→ RECORDS SHOWN
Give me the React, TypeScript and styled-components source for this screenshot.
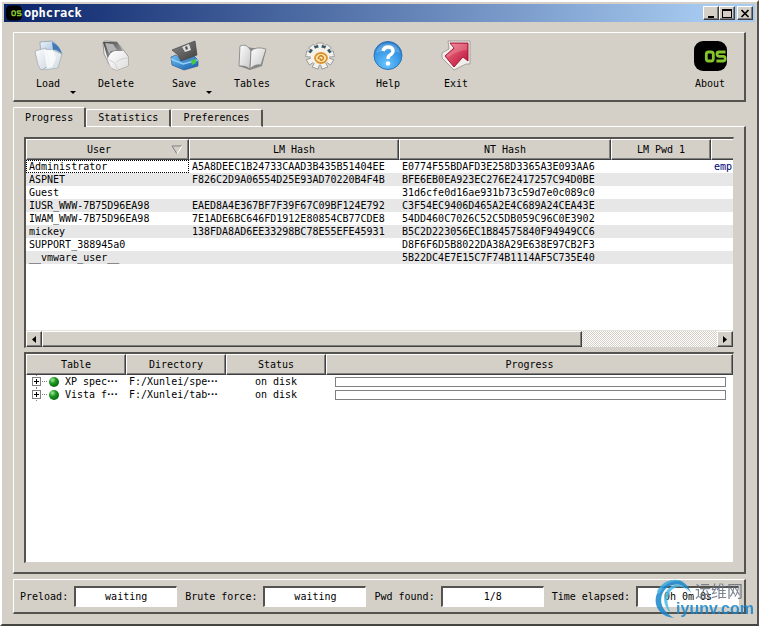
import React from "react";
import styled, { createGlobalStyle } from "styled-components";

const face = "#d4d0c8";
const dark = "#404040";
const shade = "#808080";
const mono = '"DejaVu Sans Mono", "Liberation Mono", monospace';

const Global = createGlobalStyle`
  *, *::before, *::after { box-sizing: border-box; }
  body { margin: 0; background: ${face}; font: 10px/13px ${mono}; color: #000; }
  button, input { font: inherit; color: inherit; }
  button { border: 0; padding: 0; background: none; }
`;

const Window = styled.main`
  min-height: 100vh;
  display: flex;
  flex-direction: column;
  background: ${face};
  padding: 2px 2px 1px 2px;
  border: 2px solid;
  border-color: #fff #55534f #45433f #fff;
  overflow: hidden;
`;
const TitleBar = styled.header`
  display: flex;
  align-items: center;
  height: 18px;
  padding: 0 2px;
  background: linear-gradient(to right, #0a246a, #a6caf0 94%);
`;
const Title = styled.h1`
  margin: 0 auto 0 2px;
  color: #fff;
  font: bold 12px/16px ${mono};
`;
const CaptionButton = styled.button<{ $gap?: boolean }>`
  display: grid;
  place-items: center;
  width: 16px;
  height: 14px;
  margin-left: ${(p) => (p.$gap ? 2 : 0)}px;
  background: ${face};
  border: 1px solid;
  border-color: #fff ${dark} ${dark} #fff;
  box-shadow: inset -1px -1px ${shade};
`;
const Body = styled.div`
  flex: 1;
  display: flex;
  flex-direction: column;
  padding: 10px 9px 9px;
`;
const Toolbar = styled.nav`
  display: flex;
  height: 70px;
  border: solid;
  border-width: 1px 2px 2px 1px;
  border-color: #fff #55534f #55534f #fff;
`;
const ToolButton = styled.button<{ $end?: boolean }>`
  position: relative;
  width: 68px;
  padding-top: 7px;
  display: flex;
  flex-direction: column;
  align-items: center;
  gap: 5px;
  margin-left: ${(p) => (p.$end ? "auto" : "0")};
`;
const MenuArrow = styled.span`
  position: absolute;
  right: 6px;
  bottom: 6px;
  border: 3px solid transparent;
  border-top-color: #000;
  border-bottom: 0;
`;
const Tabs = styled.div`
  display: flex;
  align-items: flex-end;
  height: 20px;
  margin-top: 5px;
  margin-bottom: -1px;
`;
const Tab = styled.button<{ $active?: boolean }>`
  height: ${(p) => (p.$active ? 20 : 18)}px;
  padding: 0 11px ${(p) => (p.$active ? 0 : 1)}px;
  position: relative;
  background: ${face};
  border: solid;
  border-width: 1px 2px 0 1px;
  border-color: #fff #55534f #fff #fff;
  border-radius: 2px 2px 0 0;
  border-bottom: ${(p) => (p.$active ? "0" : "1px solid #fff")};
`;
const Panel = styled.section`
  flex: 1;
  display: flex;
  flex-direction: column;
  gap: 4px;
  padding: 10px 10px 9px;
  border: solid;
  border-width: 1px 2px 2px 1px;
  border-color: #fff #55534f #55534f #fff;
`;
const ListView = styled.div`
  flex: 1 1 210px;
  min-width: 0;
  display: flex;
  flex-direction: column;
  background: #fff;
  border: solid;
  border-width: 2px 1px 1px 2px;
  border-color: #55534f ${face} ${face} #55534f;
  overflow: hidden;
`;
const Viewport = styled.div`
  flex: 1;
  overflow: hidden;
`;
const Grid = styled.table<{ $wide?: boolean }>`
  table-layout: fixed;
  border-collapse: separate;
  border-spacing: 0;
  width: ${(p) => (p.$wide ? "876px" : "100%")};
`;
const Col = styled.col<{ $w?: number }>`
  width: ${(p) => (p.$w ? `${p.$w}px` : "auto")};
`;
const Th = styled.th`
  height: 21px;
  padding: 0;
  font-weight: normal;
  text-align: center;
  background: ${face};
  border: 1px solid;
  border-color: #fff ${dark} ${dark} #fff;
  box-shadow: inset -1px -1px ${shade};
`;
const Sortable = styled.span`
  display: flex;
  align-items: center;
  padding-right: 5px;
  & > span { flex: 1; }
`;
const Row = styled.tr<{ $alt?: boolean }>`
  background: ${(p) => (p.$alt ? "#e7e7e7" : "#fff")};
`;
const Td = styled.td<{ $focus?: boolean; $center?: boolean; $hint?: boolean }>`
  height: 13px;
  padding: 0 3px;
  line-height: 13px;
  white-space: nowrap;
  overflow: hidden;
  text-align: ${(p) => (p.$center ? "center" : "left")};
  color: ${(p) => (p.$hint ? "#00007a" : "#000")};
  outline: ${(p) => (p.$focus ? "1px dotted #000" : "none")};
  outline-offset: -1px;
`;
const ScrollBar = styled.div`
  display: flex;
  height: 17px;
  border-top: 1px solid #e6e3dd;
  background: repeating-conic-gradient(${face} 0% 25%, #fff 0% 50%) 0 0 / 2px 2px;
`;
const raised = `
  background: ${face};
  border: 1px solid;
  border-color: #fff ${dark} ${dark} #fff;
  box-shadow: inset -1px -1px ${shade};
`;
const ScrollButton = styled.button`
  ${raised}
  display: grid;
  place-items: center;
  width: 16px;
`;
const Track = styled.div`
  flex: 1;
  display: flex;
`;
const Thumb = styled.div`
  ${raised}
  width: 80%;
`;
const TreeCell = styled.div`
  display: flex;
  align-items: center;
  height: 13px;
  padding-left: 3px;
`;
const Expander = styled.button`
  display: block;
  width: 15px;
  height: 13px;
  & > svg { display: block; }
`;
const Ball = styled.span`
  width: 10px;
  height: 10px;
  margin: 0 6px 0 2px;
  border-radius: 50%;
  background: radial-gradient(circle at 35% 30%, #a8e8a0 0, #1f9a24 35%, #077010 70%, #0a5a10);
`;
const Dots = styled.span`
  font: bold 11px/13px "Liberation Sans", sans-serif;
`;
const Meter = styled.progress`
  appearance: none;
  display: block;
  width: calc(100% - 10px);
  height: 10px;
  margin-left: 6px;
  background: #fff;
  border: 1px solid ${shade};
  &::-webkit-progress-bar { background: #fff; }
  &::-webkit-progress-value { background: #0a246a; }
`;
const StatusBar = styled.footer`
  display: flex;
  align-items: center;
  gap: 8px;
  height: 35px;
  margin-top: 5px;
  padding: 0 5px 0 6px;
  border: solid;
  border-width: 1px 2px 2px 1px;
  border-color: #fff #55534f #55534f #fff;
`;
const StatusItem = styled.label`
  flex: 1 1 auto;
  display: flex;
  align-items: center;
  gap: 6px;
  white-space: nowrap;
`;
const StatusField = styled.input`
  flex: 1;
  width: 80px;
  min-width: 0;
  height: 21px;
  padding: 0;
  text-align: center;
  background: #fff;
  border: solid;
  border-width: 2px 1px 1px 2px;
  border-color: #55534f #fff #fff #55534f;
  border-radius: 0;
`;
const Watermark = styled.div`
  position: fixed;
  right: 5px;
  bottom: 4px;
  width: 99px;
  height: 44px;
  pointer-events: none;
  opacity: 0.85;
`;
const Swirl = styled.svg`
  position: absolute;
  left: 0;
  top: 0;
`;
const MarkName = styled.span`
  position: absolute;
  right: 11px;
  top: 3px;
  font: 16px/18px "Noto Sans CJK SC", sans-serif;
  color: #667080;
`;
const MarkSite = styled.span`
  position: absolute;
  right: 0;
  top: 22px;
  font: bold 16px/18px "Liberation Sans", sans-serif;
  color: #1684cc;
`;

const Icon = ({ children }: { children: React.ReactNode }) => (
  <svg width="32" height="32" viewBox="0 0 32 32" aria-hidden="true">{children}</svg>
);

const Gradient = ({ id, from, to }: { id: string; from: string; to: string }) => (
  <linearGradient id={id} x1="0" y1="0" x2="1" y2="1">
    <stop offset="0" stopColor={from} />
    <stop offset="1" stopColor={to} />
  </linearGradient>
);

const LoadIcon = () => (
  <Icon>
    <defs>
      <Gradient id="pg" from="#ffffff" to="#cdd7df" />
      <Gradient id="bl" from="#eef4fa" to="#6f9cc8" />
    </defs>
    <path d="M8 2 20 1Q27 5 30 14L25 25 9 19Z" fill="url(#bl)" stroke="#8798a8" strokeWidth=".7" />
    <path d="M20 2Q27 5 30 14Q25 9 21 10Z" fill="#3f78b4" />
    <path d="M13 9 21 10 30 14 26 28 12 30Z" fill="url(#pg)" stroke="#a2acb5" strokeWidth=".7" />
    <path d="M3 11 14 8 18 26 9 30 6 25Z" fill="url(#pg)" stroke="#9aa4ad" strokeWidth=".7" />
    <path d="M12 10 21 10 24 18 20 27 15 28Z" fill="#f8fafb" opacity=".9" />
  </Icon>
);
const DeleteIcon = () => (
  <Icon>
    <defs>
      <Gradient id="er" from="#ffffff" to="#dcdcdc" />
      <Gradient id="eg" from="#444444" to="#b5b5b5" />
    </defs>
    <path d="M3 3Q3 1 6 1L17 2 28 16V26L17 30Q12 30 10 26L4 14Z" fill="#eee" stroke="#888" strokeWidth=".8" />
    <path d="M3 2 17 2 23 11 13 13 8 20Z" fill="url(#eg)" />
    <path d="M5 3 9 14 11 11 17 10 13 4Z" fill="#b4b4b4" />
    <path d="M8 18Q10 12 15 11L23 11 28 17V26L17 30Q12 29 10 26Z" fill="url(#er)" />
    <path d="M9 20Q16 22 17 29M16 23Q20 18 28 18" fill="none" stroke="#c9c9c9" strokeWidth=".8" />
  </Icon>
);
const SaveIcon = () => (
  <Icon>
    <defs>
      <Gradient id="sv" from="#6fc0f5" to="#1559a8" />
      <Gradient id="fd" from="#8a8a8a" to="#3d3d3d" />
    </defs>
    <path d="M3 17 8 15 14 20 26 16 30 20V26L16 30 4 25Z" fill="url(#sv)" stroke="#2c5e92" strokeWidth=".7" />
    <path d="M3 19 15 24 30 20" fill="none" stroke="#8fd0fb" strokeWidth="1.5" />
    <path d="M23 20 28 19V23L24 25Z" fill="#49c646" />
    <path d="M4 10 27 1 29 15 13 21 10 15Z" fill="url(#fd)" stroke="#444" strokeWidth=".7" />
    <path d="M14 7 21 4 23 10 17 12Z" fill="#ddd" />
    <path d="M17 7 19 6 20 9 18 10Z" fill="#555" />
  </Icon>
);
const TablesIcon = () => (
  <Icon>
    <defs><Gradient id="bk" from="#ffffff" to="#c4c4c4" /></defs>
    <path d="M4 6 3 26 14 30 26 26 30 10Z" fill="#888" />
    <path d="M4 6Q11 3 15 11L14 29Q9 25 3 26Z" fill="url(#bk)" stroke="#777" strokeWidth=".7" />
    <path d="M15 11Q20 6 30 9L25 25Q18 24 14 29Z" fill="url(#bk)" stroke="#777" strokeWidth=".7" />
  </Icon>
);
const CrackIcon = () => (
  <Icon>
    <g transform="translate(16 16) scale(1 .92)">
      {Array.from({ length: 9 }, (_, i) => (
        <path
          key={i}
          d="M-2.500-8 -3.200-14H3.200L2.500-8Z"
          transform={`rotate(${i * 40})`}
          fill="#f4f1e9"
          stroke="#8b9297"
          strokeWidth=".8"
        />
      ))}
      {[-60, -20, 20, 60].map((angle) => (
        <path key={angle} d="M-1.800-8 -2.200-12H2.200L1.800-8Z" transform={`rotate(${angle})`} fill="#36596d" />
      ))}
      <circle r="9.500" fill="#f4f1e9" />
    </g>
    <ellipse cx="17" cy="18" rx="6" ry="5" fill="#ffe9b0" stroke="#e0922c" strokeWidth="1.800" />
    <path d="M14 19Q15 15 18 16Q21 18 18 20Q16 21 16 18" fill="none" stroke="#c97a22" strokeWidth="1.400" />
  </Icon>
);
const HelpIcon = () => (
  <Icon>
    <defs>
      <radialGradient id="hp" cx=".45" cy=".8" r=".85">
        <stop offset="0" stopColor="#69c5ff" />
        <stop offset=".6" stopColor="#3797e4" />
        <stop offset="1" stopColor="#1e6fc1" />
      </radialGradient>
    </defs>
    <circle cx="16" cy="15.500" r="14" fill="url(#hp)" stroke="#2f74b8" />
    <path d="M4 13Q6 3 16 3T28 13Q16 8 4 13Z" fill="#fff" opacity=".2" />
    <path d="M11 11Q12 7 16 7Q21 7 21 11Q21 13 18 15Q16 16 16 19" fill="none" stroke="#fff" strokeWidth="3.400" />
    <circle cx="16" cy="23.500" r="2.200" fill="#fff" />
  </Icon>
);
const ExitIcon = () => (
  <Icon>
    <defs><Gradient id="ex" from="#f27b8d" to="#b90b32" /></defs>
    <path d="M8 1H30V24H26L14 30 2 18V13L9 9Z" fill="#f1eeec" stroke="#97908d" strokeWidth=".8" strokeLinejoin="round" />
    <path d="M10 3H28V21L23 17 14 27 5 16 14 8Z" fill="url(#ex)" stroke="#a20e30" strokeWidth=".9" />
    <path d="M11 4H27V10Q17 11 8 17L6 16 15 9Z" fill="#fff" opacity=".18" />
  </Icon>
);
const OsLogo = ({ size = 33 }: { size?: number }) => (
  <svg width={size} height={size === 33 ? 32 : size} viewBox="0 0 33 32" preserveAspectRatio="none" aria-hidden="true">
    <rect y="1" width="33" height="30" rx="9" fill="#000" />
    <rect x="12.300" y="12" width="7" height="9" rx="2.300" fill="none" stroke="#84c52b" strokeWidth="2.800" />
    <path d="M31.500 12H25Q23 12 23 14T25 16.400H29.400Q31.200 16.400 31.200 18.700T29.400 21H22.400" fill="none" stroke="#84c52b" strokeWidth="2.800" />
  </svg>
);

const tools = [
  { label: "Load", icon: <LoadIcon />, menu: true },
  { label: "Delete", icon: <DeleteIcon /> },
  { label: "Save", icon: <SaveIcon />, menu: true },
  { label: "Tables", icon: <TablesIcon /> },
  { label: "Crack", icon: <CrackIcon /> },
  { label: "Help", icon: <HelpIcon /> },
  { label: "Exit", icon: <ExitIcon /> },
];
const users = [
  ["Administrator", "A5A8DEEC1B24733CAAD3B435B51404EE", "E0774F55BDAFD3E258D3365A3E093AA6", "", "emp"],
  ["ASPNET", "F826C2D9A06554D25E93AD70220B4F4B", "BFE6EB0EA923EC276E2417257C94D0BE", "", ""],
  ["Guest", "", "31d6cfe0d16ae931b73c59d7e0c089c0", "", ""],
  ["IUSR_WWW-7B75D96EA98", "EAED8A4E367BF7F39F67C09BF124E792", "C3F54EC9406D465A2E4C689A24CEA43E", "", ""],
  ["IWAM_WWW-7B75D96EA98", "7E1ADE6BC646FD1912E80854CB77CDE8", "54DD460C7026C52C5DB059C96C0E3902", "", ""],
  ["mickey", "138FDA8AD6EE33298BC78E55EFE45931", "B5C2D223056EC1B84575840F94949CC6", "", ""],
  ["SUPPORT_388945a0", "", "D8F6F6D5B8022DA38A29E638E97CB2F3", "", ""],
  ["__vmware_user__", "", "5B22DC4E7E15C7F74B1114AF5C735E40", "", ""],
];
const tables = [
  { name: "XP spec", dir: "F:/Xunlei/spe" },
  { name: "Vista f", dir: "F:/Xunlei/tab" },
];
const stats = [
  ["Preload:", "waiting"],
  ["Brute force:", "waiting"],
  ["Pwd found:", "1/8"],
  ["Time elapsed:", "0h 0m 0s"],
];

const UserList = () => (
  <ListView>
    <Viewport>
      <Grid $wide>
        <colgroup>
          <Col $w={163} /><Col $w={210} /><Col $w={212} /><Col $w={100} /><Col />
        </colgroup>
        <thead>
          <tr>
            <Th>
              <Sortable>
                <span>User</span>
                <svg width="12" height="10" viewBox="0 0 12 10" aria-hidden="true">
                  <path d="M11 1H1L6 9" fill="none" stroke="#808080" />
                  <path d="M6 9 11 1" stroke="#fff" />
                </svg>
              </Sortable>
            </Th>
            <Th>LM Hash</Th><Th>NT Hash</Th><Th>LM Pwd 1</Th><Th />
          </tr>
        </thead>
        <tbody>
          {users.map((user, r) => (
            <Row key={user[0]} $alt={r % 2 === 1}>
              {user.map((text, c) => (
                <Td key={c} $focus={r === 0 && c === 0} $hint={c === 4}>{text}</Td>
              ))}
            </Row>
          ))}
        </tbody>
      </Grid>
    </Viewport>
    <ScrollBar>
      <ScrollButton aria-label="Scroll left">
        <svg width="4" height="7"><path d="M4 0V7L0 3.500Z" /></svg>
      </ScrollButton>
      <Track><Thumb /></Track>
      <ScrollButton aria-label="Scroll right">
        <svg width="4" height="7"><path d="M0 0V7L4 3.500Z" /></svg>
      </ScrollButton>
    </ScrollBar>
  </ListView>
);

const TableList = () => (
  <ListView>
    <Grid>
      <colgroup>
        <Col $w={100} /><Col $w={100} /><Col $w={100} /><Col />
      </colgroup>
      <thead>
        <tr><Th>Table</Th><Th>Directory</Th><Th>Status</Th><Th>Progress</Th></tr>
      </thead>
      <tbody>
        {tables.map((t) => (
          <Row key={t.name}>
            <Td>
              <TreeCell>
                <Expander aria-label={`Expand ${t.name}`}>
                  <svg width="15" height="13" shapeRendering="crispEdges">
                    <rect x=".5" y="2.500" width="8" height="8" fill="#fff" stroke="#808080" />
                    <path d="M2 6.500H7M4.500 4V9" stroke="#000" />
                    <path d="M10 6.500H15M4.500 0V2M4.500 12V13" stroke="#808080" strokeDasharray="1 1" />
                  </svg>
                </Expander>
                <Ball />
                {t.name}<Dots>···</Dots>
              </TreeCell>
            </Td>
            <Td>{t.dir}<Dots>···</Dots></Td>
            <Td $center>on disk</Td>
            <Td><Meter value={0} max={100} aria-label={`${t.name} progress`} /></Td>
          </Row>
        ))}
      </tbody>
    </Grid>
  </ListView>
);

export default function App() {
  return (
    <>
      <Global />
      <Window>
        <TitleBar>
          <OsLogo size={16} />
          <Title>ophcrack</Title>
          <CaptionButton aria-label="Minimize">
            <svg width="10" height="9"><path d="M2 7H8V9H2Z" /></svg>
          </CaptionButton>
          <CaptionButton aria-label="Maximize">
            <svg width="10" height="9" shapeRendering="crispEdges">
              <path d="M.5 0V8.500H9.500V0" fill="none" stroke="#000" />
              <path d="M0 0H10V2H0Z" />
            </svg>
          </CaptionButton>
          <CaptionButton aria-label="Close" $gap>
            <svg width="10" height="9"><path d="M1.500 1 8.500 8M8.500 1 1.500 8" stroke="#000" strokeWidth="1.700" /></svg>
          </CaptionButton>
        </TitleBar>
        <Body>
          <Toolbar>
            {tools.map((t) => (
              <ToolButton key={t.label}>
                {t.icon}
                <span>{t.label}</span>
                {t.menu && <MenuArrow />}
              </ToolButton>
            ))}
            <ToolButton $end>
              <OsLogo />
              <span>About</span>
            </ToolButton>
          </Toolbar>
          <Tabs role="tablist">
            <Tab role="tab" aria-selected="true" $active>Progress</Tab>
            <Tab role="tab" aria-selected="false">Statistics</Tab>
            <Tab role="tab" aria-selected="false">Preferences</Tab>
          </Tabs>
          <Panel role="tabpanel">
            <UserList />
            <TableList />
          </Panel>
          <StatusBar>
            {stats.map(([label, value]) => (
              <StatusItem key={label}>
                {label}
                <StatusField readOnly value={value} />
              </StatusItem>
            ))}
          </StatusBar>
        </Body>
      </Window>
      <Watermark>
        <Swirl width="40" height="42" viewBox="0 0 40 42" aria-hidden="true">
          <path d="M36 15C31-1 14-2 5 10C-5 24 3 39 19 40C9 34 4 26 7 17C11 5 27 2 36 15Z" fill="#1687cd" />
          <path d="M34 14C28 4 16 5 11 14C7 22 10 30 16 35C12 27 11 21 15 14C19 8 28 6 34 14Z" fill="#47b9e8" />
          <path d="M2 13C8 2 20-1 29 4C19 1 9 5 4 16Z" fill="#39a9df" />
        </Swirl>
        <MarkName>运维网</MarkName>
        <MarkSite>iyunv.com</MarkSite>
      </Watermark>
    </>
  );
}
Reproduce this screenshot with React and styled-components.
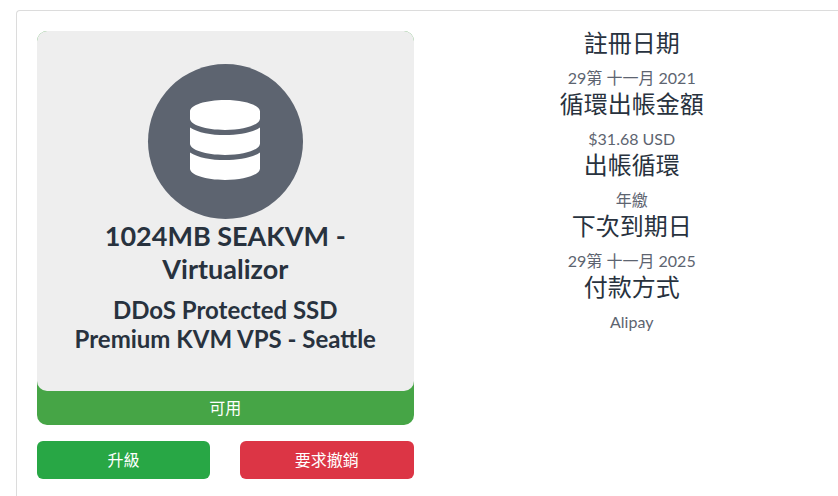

→ STATED GOAL
Report each line in the preceding entries that holds the string "React".

→ COMPLETE RESPONSE
Give me the React, TypeScript and styled-components source for this screenshot.
import React from "react";
const Icon = ({ children }: { children: React.ReactNode }) => (
Reproduce this screenshot with React and styled-components.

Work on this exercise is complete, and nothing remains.